『産経新聞』2007年11月10日付

東大が低所得家庭の授業料免除 地方大に危機感広がる


東京大学は来年度から、新たな授業料減免制度を導入し、国立大で初めて家庭年収400万円未満の学生の授業料を一律無料にする。金銭的問題から東大進学をあきらめる学生に門戸を広げ、優秀な“頭脳”を確保するのが狙いだ。京都大や大阪大は「同様の制度を導入する予定はない」と静観の構えだが、財政難に頭を悩ませる地方の国立大は「地元に残ろうと思っていた学生まで奪われてしまうかも」と危機感を募らせている。

東大によると、新制度は学部生を対象に授業料53万5800円を免除。
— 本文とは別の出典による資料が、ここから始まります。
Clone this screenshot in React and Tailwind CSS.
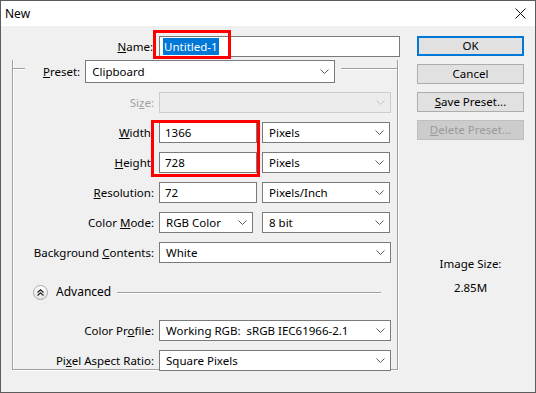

入学金(28万2000円)は免除されない。

これまでの減免制度は、世帯収入からさまざまな特別控除額を引いた金額が基準額を下回った学生が対象だった。自宅・下宿や家族の人数の違いで基準額が異なる複雑な算定方式のため、簡素化した新制度を導入した。現行制度も残すという。

東大で授業料を全額免除されている学部生は全学部生の3%未満の370人(平成18年度)。新制度の適用を受ける学生は現在より1、2割程度増え、予算の負担も約9000万円増えるとみている。担当者は「財源は節電などこまめな節約で捻出(ねんしゅつ)する」という。

大学の負担が増える思い切った東大の新制度導入に対し、今年度までの東大と同様の減免制度をもつ京大や阪大は「興味はある」としながらも、現時点で追随はしない。

その理由について、全額免除の学部生が4.7%の阪大は「(東大の新制度は)これまで免除対象だった学生が免除を受けられなくなる可能性が出てくる」、京大は「すでに独自の免除枠を設けている」と説明するが、いずれも財政難の中、新たな負担増を避けたいのが本音のようだ。

さらに深刻なのが地方の国立大。寄付金集めが難しく、産学連携でも地理的に不利な地方大は都市部の大学よりも財政的に厳しいからだ。

中国地方のある国立大関係者は「財政的に豊かな東大だからできた取り組み。このままでは、経済的に地元の大学しか行けないと考えていた優秀な学生が東大に持っていかれてしまうかも」と話す。

別の中国地方の国立大担当者は「授業料免除になったからといって全員が東大を目指すとは思わない」としながらも、「東大ほど予算が潤沢にあればわが校でもやりたい」と打ち明ける。

今後の見通しについて、大手予備校関係者は「地方の優秀な学生の『狙い打ち』が東大の本当の目的だろう。今のところ、新制度によって東大志望に変えるのは各県で1人程度。入学までの経済格差が変わらないのに、入学後の免除だけで多くの学生に効果があるのか疑問」という。

一方、教育評論家の尾木直樹法政大教授は、家庭年収1000万円以上の学生の大学進学率が61%だったのに対し、400万円以下は34%にとどまったとする東大の調査結果を指摘。「経済格差が進学を決めており、今回の東大の取り組みには賛成。財政的に東大と同じ制度の導入が難しい地方大に対しては、国の支援を検討すべきだ」と話している。